Rockwell's CEO refuses to be fired, kicking up brawl with board that halts the company's stock
There’s an episode of Seinfeld that ran in the late 90s in which George Costanza tries — unsuccessfully — to break up with his girlfriend Maura. “I refuse to give up on this relationship,” she says. “It’s like… launching missiles from a submarine. Both of us have to turn our keys.” When George urges her to “turn her key,” Maura respectfully declines.
The same scenario is playing out today at a mid-sized biotech just outside of Detroit. Rockwell Medical’s board has voted to fire its CEO Robert Chioini. But the CEO won’t turn his key. He’s… unfired himself, alleging that Rockwell Medical’s board members may have violated federal securities laws by voting him out. That’s because the purpose of this particular meeting was to discuss allegations of breaches of fiduciary duties, not to vote on firing the CEO.
“As that action was not the purpose of the special meeting, the termination of the CEO, in the opinion of the non-conflicted independent directors, was not effective,” writes Chioini in a letter to shareholders.
If that wasn’t enough, Rockwell Medical also fired its CFO Thomas Klema, who they said was colluding with the CEO. But that’s OK, because Chioini also rejected that decision, unfiring Klema shortly after via a letter to shareholders.

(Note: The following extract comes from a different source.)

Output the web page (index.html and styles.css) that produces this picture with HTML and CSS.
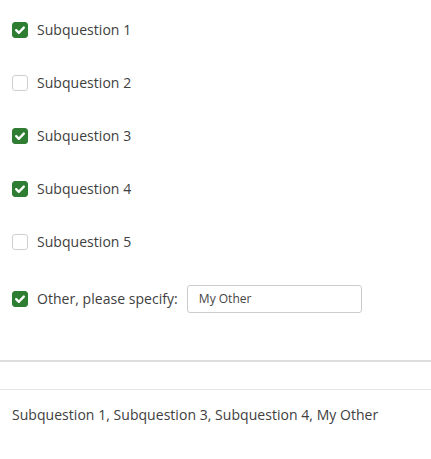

“The chairman of board issued a second conflicting 8K this morning,” Chioini wrote. “Therein is referenced a board meeting in which it is asserted that the CFO, Thomas Klema, was terminated. I have no information to suggest the governance requirements to call such a meeting were followed. The same 8K states that the board created a Special Transition Committee comprised of Benjamin Wolin, Lisa Colleran, and John Cooper, to provide board-level oversight of the company’s strategic direction and day-to-day operations during the company’s transition. I have no information to suggest that the governance requirements for the creation of such a committee were followed.”
This bizarre story is particularly interesting in light of Chioini’s salary — $850,000 annually for the past three years, with total compensation topping $12 million. That’s pretty decent for a company that hasn’t scored any commercial sales for two products it won FDA approval for in 2014 and 2015, as noted by STAT columnist Adam Feuerstein yesterday.
The company’s stock $RMTI has been halted due to the drama.
Rockwell Medical’s situation reminds us of another biotech duking it out with its ex-CEO. Arcturus Therapeutics has been in a very public battle with its former chief Joe Payne, who’s been working hard to undo the work of its board. It will be interesting to see if these ex-CEOs can elbow their way back into board rooms in the coming months.